Words translatable as 'spirituality' first began to arise in the 5th century and only entered common use toward the end of the Middle Ages. Spiritual innovators who operated within the context of a religious tradition often became marginalized or suppressed as heretics or separated out as schismatics. In these circumstances, anthropologists generally treat so-called "spiritual" practices such as shamanism in the sphere of the religious, and class even non-traditional activities such as those of Robespierre's Cult of the Supreme Being in the province of religion.
Eighteenth-century Enlightenment thinkers, often opposed to clericalism and skeptical of religion, sometimes came to express their more emotional responses to the world under the rubric of "the Sublime" rather than discussing "spirituality". The spread of the ideas of modernity began to diminish the role of religion in society and in popular thought.
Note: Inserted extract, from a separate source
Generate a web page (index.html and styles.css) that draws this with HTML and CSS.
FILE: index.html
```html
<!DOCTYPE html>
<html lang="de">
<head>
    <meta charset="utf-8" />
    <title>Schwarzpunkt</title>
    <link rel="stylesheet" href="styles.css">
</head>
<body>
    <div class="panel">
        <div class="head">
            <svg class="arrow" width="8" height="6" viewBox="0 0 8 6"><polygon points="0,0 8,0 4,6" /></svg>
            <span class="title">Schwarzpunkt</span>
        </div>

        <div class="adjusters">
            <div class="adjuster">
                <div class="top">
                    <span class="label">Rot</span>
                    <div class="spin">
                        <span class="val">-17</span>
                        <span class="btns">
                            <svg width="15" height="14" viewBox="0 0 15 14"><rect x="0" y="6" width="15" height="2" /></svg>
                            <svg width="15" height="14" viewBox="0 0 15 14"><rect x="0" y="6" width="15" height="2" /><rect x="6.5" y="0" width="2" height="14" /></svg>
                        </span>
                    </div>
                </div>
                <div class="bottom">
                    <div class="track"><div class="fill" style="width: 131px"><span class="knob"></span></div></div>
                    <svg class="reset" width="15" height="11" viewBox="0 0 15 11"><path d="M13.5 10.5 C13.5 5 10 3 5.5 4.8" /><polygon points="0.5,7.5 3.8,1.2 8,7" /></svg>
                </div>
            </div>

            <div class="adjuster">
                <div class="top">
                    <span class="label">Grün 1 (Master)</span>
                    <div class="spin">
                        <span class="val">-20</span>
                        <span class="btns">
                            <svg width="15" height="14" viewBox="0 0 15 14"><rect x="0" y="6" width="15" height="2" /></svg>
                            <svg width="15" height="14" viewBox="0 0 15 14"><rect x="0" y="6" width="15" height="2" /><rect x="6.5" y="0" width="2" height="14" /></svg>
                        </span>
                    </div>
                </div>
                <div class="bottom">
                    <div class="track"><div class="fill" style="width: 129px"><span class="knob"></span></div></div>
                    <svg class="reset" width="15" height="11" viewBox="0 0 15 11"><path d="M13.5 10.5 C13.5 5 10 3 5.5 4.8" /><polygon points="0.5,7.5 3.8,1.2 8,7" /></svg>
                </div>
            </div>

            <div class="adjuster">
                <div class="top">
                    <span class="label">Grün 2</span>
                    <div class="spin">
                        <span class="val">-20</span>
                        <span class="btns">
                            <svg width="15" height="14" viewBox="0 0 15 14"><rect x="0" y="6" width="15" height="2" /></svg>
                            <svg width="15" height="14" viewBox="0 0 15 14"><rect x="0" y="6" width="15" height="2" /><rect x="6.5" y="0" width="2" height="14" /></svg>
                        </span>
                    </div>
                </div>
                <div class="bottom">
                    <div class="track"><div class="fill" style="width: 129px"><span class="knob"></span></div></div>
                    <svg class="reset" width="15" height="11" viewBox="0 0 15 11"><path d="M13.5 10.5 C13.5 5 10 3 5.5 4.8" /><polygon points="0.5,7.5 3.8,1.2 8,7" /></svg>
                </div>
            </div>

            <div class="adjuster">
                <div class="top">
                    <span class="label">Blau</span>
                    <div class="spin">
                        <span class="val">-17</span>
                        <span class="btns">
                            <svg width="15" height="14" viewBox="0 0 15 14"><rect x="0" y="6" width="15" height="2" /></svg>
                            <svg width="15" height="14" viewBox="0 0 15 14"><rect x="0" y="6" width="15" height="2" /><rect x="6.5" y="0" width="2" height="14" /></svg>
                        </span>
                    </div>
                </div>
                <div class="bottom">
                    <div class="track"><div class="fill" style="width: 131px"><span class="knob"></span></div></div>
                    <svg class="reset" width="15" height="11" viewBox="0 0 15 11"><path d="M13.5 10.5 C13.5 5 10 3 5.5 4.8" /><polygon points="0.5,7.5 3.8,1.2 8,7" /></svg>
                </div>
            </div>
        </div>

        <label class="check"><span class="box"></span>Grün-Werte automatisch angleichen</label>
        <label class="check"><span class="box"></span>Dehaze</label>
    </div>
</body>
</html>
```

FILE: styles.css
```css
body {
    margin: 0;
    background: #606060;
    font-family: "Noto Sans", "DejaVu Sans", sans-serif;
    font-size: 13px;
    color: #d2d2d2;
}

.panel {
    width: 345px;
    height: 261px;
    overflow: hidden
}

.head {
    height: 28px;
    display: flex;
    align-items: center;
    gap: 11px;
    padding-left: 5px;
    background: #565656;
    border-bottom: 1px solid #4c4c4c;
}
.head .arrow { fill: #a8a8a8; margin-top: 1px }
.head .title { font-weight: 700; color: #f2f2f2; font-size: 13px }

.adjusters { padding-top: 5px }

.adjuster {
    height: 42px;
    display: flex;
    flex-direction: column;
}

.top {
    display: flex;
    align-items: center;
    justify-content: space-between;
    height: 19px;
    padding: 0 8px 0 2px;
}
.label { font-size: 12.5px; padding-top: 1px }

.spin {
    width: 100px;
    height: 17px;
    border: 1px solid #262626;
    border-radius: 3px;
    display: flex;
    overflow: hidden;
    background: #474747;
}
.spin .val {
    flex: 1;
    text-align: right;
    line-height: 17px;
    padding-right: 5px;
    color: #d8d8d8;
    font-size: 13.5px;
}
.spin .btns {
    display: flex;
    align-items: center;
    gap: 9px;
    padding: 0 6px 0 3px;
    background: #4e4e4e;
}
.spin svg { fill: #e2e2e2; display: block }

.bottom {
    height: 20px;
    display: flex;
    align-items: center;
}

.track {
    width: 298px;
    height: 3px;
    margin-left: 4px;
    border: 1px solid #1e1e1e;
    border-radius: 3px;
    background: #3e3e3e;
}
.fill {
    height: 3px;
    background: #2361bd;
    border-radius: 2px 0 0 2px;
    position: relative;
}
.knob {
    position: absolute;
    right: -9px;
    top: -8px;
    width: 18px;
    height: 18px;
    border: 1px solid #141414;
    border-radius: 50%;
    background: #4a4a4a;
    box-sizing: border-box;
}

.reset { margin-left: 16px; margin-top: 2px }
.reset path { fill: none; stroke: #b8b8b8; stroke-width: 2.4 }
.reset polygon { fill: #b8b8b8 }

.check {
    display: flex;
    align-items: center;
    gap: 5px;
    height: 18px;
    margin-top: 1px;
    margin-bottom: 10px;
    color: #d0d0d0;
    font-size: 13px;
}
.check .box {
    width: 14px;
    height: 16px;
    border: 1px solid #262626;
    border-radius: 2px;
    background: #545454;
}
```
Ralph Waldo Emerson (1803–1882) was a pioneer of the idea of spirituality as a distinct field. Important early 20th century writers who studied the phenomenon of spirituality, and their works, include William James, The Varieties of Religious Experience (1902), and Rudolph Otto, especially The Idea of the Holy (1917). The distinction between the spiritual and the religious became more common in the popular mind during the late 20th century with the rise of secularism and the advent of the New Age movement. Authors such as Chris Griscom and Shirley MacLaine explored it in numerous ways in their books. Paul Heelas noted the development within New Age circles of what he called "seminar spirituality": structured offerings complementing consumer choice with spiritual options.
Building on both the Western esoteric tradition and theosophy, Rudolf Steiner and others in the anthroposophic tradition have attempted to apply systematic methodology to the study of spiritual phenomena, building upon ontological and epistemological questions that arose out of transcendental philosophy. This enterprise does not attempt to redefine natural science, but to explore inner experience – especially our thinking – with the same rigor that we apply to outer (sensory) experience.